Why the need to delete committee audio recordings?

Because they lose value when the record (written minutes, these are public – M. M.) covers what happens at committee.

Is it such a bother to preserve them?

But how long will they be preserved? For what?

When mistakes occur and in order to contest what is contained in the record, asking to hear the audio recordings (in the weekly Eesti Ekspress, they have reached up to the Supreme Court with the request to hear the audio recording). How do we avoid situations like that?

By storing the recordings till the end of the current membership of Riigikogu. They won’t be thrown away immediately, you see. At the moment, no provision of the Riigikogu Rules of Procedure Act talks about storing the recordings.
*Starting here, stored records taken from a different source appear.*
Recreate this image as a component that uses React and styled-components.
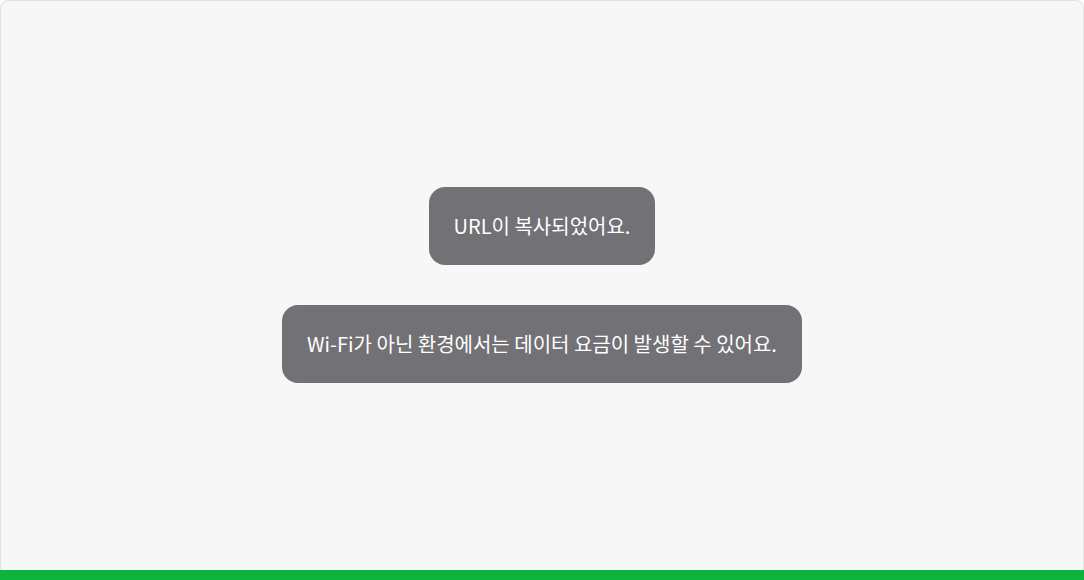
import React from "react"
import styled, { createGlobalStyle } from "styled-components"

const GlobalStyle = createGlobalStyle`
  html, body {
    margin: 0;
    padding: 0;
    background: #ffffff;
  }
  #root {
    height: 100vh;
  }
`

const Page = styled.div`
  width: 1084px;
  height: 580px;
  display: flex;
  flex-direction: column;
  font-family: "Noto Sans CJK KR", "Noto Sans", sans-serif;
`

const Stage = styled.div`
  flex: 1;
  display: flex;
  flex-direction: column;
  align-items: center;
  justify-content: center;
  gap: 40px;
  padding-bottom: 2px;
  background: #f7f7f7;
  border: 1px solid #e3e3e3;
  border-bottom: none;
  border-radius: 8px 8px 0 0;
`

const Toast = styled.div`
  height: 78px;
  box-sizing: border-box;
  display: flex;
  align-items: center;
  padding: 0 25px;
  border-radius: 16px;
  background: #727175;
  color: #ffffff;
  font-size: 20px;
  white-space: nowrap;
`

const BottomBar = styled.div`
  height: 10px;
  background: #0db33b;
`

const App = () => {
  return (
    <Page>
      <GlobalStyle />
      <Stage>
        <Toast>URL이 복사되었어요.</Toast>
        <Toast>Wi-Fi가 아닌 환경에서는 데이터 요금이 발생할 수 있어요.</Toast>
      </Stage>
      <BottomBar />
    </Page>
  )
}

export default App
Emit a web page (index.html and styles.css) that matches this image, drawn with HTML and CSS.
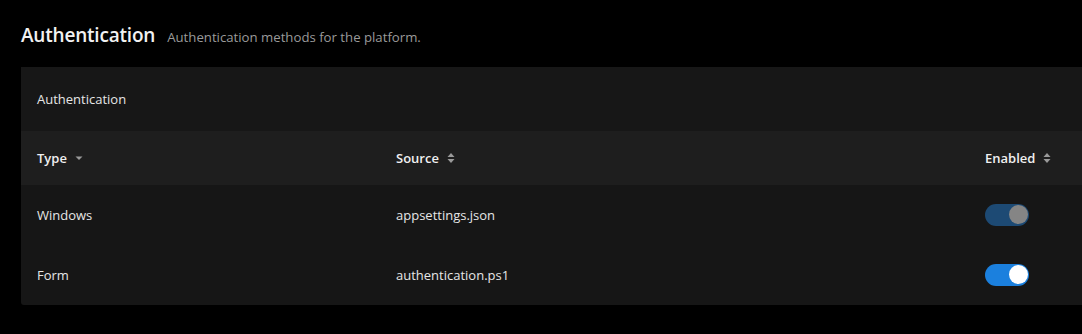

In reality, some of the committees have recorded these sessions.

But why not agree, then, that all will record?

Riigikogu operates on basis of law, not agreements.

But this can be inserted in the law.

To begin with, the idea is to write in the law what is a recording, why this is done and what will become of it later. The recordings done up to now need to be handed to the archives and the archives will decide what of these should be preserved and what not.

Based on what?

Based on whether there’s any value to them or not.

Maybe there’s no value at the moment, but maybe there is in 20 years time?

The people at the archives can assess that. At the moment, Riigikogu Rules of Procedure Act says that records are written on committee meetings and these are public. The act does not specify requirements to the records. And that’s the way the committees are acting. Some write the more diligent records, some write the agenda and names of participants. The other idea was to provide in the act the requirements regarding records. That it would reflect what was happening at the committee during the deliberation of a bill, why the committee arrived at such and such conclusion. In that regard, the records (minutes) have the larger role in publishing the work at the committee, not the recordings.

There may arise questions regarding in which context or with what tone of voice things were said. Then, it would also be good to hear the recording.

Who needs that?

The public.

The record is a public document. The recording is basis for the preparation of that.

This immediately breeds the doubt that perhaps there was something to hide.

There’s nothing to hide. What will it add to the discussion if somebody says «Please give me a pen» or «Dammit, I poured coffee on my pants!»? Like at any meeting, there’s this other gibberish, so to speak, unrelated in any manner with the bill.

But there is also stuff people accidentally say that can afterwards be deleted from the record.

Nothing can be later deleted from the record.